Basketball shoes have gained major importance with NBA's popularity

In the 1950's, kids (including myself) wore Converse canvas sneakers in black. Period. When I started to play basketball in my teens, the Converse outlet store in Malden, Massachusetts was the place to go. Low-cuts were fine, but a few ankle injuries later, high-tops were the better choice. I absolutely never envisioned just how the importance of what-used-to-be-called sneakers would take flight with the evolution of basketball and the NBA.

So this is the "Friends" version of the Nike Kyrie 5, linked to the popular TV sitcom, Friends. Admitting no knowledge of this shoe's performance, I must say these are a work of art (per's Michael Le):

The Nike Kyrie 5, in its many upcoming schemes, has grown to encompass toolings outside of the usual performance-driven motifs, forgoing the more simplistic hits for inspirations of fond connection to the player from which it earns its namesake. Paying homage to the award-winning sitcom “Friends,” the forthcoming release pairs a monochromatic base with colorful accents connected to the show’s iconic handwritten logo.

I personally have witnessed basketball shoes transition from ugly-to-grotesque, but these are a breath of fresh air - which you may need after viewing the photo below.
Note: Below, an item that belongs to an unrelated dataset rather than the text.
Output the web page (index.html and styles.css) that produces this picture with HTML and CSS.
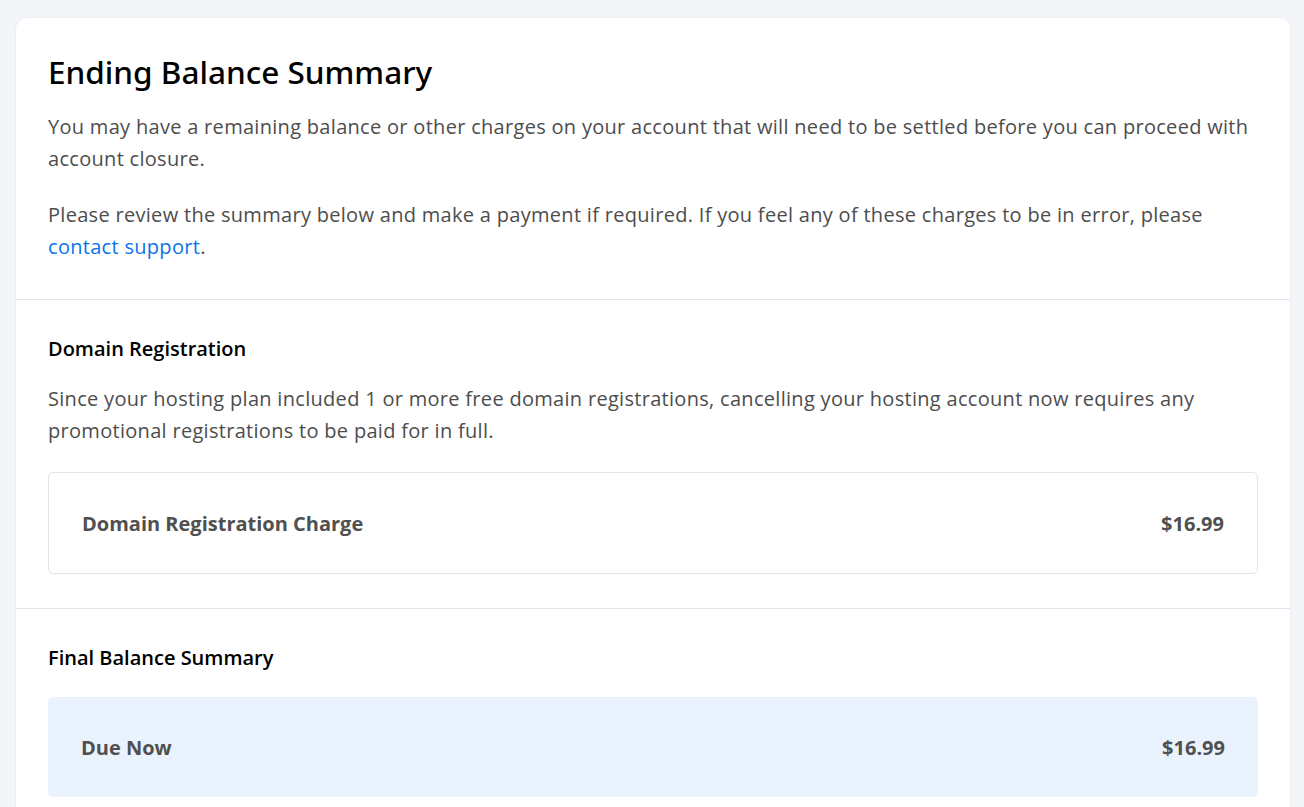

No contest, right? The transition of the basketball shoe seems at its peak - at least for now. From the ugliness of the black Converse sneaker - to the glittery, gaudy shoes that came close to making me nauseous - and finally to the Nike Kyrie 5 "Friends". I may get a pair of my own, but they will cost more than the sneakers from the Converse outlet in Malden. No doubt, a LOT more.